Californians, as the results indicate, are fed up the real world costs of that agenda. Voters consistently said affordability was the central theme of the race, with California drivers paying far above the national average for gasoline and residents facing the second highest residential electricity rates in the country.
That context makes Steyer’s defeat a clear referendum on the idea that voters want even more California style climate policy layered on top of an already unaffordable state economy.
General Election Frontrunner Breaks with Far-Left on Oil and Gas
As the gubernatorial race heated up this spring, Steyer increasingly sought to draw a contrast with Becerra on oil and gas.
As California AG, Becerra declined to sue oil companies over climate change, even as other Democratic attorneys general were moving more aggressively against the industry. Steyer backers like Bill McKibben, a longtime fixture in the climate litigation movement, made the same criticism before the primary in the Los Angeles Times. McKibben argued that after Kamala Harris left the attorney general’s office, the decision about whether California would join that effort fell to Becerra, who stayed silent.
McKibben’s criticism was unusually revealing. He maintained that Becerra had done “little or nothing” as attorney general to take on the oil industry; noted Becerra’s donations from Chevron, Sempra, Southern California Edison, PG&E, and Edison International; and endorsed Steyer as the “climate-conscious alternative.”
McKibben, in his own words, made the governors race a referendum on the Rockefeller agenda.
Becerra made the contrast even clearer. Asked about Chevron’s role in California politics in May, he said:
“They’re not the bad guy … You need Chevron. I need Chevron. My people of the state of California need Chevron”
Unmistakably, this was a clear allusion to California’s ongoing refinery supply crisis. While politicians like Steyer want to ban fossil fuels and sue “Big Oil,” California still depends on gasoline and refineries to keep the economy functioning. Political experts in California argued Becerra was able to capitalize on that dynamic:
“The fact that you’re seeing Becerra continue to lead, if not grow his lead … I think is arguably evidence that Californians are concerned about affordability and they do understand where their fuel comes from that they rely upon,” Rob Stutzman, a veteran conservative strategist who has worked with the oil industry, said in an interview. “Companies like Chevron and CRC are not black hats, but essential to daily lives.”
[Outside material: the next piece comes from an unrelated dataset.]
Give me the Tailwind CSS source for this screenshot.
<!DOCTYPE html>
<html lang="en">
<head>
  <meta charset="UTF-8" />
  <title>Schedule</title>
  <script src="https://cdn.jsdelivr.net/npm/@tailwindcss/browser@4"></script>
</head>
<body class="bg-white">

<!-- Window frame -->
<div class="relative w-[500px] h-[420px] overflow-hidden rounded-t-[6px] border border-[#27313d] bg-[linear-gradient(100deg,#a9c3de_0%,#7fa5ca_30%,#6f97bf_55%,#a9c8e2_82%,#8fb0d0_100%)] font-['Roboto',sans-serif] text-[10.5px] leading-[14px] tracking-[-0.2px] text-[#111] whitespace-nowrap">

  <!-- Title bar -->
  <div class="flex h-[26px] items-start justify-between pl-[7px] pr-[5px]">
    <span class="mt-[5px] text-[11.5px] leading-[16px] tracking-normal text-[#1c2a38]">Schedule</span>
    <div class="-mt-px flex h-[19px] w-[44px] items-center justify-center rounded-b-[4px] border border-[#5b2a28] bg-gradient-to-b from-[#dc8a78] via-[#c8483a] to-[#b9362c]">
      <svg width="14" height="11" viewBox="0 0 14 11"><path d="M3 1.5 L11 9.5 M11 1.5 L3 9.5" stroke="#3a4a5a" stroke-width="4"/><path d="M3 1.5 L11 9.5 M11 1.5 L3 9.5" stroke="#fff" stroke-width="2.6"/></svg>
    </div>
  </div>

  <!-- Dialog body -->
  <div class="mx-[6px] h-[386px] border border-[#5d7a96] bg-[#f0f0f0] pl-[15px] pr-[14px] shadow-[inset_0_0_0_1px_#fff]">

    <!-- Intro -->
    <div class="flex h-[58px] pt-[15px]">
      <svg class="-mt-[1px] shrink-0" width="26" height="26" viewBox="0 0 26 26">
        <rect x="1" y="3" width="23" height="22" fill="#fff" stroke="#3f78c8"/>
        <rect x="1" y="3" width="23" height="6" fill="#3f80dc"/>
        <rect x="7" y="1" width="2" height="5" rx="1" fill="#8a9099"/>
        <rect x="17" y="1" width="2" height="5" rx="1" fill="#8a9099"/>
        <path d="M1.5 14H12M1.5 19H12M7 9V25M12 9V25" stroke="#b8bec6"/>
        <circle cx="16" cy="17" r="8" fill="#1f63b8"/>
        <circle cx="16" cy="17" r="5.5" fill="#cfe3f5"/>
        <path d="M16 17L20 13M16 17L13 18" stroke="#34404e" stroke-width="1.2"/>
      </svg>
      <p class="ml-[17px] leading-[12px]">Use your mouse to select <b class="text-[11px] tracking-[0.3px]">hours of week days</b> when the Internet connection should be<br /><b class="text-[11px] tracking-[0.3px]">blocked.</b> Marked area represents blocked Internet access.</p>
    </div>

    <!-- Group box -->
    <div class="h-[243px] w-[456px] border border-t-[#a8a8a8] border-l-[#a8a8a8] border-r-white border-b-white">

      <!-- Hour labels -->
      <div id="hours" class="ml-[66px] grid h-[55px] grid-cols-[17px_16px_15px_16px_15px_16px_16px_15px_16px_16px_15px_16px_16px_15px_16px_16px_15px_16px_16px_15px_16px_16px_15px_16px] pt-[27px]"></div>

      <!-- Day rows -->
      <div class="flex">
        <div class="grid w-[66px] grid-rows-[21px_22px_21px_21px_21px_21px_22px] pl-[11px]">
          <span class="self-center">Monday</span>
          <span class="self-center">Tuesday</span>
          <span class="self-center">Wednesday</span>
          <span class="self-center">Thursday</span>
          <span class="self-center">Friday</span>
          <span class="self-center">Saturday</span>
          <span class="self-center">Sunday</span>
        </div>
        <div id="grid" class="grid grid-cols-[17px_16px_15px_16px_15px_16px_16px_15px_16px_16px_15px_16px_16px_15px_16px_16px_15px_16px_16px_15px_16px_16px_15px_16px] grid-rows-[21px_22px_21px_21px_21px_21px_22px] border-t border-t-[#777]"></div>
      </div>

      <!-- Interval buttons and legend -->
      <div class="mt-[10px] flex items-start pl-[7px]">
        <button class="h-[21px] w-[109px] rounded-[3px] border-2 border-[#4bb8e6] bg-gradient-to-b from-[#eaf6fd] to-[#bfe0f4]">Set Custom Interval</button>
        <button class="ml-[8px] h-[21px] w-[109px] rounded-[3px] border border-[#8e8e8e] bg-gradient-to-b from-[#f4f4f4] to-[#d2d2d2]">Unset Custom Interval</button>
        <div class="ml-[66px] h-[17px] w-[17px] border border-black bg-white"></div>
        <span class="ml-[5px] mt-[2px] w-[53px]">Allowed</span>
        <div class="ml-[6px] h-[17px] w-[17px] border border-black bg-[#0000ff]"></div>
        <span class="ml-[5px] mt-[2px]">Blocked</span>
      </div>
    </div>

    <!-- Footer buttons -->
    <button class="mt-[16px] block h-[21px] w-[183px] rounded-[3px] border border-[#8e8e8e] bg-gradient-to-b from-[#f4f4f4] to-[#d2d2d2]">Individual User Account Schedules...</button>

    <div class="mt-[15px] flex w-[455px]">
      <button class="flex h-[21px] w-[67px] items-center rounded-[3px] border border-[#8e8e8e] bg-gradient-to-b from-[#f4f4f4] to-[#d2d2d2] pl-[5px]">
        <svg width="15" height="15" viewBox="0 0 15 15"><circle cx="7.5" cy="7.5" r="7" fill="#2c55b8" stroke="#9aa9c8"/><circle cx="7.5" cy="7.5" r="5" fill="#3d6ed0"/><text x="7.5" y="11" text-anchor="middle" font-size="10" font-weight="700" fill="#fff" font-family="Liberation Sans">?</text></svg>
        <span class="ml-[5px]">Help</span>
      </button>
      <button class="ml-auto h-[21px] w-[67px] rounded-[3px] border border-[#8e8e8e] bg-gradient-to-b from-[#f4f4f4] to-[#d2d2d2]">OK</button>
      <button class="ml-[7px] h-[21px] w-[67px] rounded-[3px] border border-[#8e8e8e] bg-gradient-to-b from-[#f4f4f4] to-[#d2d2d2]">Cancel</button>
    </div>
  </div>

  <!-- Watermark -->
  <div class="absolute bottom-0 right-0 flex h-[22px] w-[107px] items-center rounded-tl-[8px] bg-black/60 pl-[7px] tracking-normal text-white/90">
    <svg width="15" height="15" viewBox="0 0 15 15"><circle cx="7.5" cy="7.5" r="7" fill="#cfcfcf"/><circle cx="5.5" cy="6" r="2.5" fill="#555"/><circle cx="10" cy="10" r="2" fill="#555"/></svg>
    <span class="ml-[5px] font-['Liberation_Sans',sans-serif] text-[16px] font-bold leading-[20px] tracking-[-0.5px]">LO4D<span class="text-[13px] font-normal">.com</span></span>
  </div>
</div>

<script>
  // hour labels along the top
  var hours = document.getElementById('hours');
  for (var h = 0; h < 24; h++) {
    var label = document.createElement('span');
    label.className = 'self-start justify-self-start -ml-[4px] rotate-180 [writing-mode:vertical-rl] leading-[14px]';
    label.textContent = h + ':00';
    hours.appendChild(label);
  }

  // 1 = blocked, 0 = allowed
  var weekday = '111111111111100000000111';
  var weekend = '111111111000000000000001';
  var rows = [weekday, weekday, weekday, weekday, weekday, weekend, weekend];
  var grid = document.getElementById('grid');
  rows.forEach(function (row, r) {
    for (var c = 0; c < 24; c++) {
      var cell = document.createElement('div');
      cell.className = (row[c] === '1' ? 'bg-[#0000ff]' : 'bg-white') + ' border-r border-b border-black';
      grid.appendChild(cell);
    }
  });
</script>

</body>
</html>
Stutzman also recently argued the result should resonate well beyond California:
“I do think it’s interesting and instructive for Democrats, the [Pennsylvania Gov. Josh Shapiro types] of the world,” Stutzman told Politico. “To see it backfire on the climate hawk in the primary … I think it will catch the attention of candidates and campaign strategists that are gearing up for the 2028 presidential primary.”
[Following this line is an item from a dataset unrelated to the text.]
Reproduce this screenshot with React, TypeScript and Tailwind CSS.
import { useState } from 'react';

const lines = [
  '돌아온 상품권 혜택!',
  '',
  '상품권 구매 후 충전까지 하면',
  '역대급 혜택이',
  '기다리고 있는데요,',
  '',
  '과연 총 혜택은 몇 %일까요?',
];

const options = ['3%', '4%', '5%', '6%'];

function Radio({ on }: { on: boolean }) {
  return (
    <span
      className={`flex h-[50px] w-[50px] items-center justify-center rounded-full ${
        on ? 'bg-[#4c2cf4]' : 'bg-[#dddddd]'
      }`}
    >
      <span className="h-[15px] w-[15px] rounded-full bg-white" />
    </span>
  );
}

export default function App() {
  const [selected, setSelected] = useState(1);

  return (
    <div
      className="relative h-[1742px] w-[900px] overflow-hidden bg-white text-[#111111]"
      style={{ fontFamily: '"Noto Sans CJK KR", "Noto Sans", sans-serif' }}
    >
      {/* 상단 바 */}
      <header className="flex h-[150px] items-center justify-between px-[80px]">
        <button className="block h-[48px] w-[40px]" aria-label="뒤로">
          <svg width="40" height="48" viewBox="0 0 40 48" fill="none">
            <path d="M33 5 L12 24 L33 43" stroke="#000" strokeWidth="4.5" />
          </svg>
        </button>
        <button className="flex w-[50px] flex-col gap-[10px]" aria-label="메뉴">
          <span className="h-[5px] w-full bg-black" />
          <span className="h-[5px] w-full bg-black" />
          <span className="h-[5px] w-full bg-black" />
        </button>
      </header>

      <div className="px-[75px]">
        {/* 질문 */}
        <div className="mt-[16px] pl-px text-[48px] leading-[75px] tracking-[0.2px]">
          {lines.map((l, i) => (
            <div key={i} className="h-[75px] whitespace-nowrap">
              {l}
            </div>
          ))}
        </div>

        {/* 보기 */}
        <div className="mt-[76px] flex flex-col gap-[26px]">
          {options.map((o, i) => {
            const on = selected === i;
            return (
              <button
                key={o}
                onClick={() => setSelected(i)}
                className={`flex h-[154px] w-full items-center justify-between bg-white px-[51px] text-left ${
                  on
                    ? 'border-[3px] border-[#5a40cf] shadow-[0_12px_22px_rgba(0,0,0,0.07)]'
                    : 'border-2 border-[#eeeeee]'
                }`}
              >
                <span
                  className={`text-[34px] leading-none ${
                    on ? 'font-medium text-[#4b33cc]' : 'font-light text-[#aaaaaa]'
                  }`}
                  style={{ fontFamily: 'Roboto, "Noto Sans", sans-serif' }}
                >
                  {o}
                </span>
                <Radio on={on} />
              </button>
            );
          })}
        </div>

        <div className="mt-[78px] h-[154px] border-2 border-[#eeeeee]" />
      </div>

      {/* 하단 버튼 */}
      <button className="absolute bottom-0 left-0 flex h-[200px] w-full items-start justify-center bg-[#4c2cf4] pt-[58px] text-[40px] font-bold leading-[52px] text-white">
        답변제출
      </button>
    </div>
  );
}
This captures the political problem for the Rockefellers’ broader climate agenda. California has spent years trying to engineer a rapid energy transition through EV mandates, forced electrification, cap and trade, refinery restrictions, and climate lawsuits. And yet, the state still needs fuel, power, refining capacity, grid reliability, and affordable energy.
Future of State Climate Suit Now in Question
That makes this result especially damaging for the Rockefellers. California was supposed to be the easiest possible place to sell “Make Polluters Pay.” It is deep blue, home to the first municipalities that launched climate liability suits against energy companies in 2017, and has a Democratic electorate that has repeatedly supported aggressive movement on climate change.
In 2023, Gov. Gavin Newsom and AG Rob Bonta took things further at New York Climate Week unveiling California’s state climate suit, which Rockefeller activists hailed as a landmark escalation in climate litigation. At the time Bonta even took a swipe at his predecessor Becerra for failing to file a climate case:
“And I realize that some people may have been asking ‘Where’s California?’ California, part of our legacy is to go first, most aggressively to address climate change, time and time again. We’re here, we’ve sued. We’re acting, we’re all in. We’re aggressive, and others should join us.”
Just a few years later, all that work appears to have been rejected – not by conservative voters in Texas or Oklahoma, but by California voters in a deep blue state.
Even worse for climate lawfare activists, Bonta himself stayed neutral in the gubernatorial race, a remarkable flip considering he endorsed Steyer for President in 2020. Even the AG behind California’s “landmark” climate case, it appears, saw the writing on the wall.
California House of Cards Collapses
For years, Rockefeller climate activists have argued that lawsuits and superfund bills are politically safer than taxes because they target unpopular corporations instead of voters. Steyer tested that theory with unlimited money, massive name recognition, and the most favorable electorate in the country. He attacked Chevron, utilities, and positioned himself as the champion of the entire “Make Polluters Pay” movement.
California voters still appear to have chosen the Democrat who said, in effect, California needs Chevron.
For the Rockefellers, that has to be a flashing red light. Yes, their agenda still has foundation money, activist infrastructure, and sympathetic officials in blue states. But at the ballot box, even in California, it now looks like a certified loser.
BOTTOM LINE: If “Make Polluters Pay” cannot win in California with Tom Steyer spending more than $216 million, it is hard to see why lawmakers in other states should believe climate superfunds, fossil fuel insurance lawsuit bills, forced electrification mandates, refinery crackdowns, or climate lawsuits are political winners anywhere else.
Steyer’s defeat also serves as a warning to Democrats with national ambitions, including Gavin Newsom. Climate lawfare may please Rockefeller activists, but it is increasingly a liability with voters – even in California.